Once again, I have managed to decrease the number of things on my phone home screen.
I fully admit that this may look a bit extreme. Some explanation may be in order.
Contents
First of all, what are we looking at?
On top is a widget stack. It contains the battery widget, electricity prices, Mercury weather, and Apple's app suggestions.
Below that is a single row of apps. From left to right they are Messages, Reminders, Instapaper, and Photos.
The search indicator is turned on just above the dock, and there are no other app pages.
Finally, the dock contains a single app: Bebop.
Bebop?
Yes, Bebop. Bebop is a wonderfully clean and simple app for - basically - making notes without being distracted by things. It opens to a blank page and accepts text. When you hit the save button, the page clears, ready to accept new input. Beautiful.
Behind the scenes, Bebop by default saves each note to a new text file, but I have set it up to append each note to a text file named by today's date. You can save anywhere on Icloud drive, and I have unsurprisingly set it to save in my Obsidian folder.
This is exactly the same workflow I used Drafts for, which worked great. But Drafts grew and evolved and did so much more, and since I used only this tiny corner of its enormous power I did not feel motivated to upgrade to the modern subscription versions. Bebop, on the other hand, is a cheap one-time purchase, and since it does only this exact thing it feels even cleaner and nicer to use. I have a thought, unlock my phone, tap the one dock icon, jot the thing down, hit save, move on. (Plus any annoyances from the Iphone keyboard, of course.)
(A Kodsnack episode with Jack Cheng, creator of Bebop, will appear in the near future. Stay tuned!)
But why?
This whole setup is very much about trying to steer myself in directions I want to go. What I have on the home screen is essentially things I want to spend time on. I want to capture thoughts, I want to get my tasks done, I want to read saved articles, and I want to look at my photos. Messages is sort of an outlier or candidate for removal now that I think more about it, but I do want to communicate with people, and it is the one app I actually want to see notifications from right away, so I think it will stay.
There are of course a whole host of apps I use a lot which are not here. Ice cubes for Mastodon, Safari, podcast listening, home apps, maps, money transfers and banking, password management … But they fall in two clear categories: Apps I know when I want and need to use, and apps I can easily spend too much time in.
I will never forget and app I need, or be in that much of a rush to find it. I know my password manager and can easily find it by search or in the app library when needed. And the apps I spend too much time in I would actually like to forget sometimes. I do not need to be reminded that they are an option, and so I keep them off the home screen and give myself a small selection of "good" activities to choose from there.

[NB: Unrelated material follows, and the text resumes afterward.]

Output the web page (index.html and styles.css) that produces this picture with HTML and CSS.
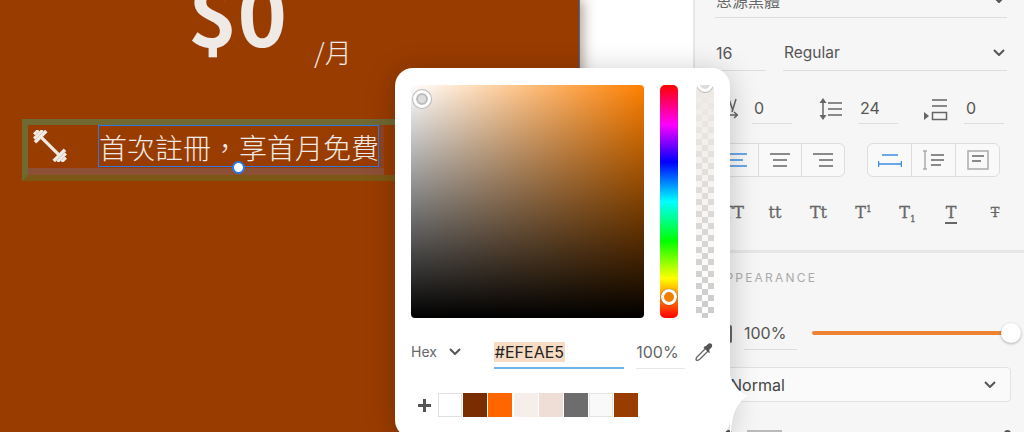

In an ideal world, I would like to only pick up my phone when I already have the intention of doing something, and never just to see what I can find to distract myself.
Does it work?
It definitely does not hurt. I still frequently find myself swiping over to the app library looking for distractions, but I am working on ignoring the app library and getting into the habit of using only Spotlight to launch apps not on the home screen. That is why the search indicator is visible, I turned it on yesterday to try and remind myself. The clean home screen acts as a nice and calm speed bump when I unlock the phone, an extra check if I am actually intending to do something, or just looking for a random disctraction from the work of actually thinking about something. If I do not know what to do but write down a thought about it, so much better. Same thing if I go into Instapaper and read some article I deemed worthy of saving.
And if I still want to trawl through the oceans of Mastodon or Wikipedia, let me try to do so by thinking of them and lanunching them through spotlight, rather than swiping through the app library until something looks shiny enough.
(If I removed an app? I would probably put Books in its place, I have a lot of interesting reading stashed away there too which I could do well to look at more often.)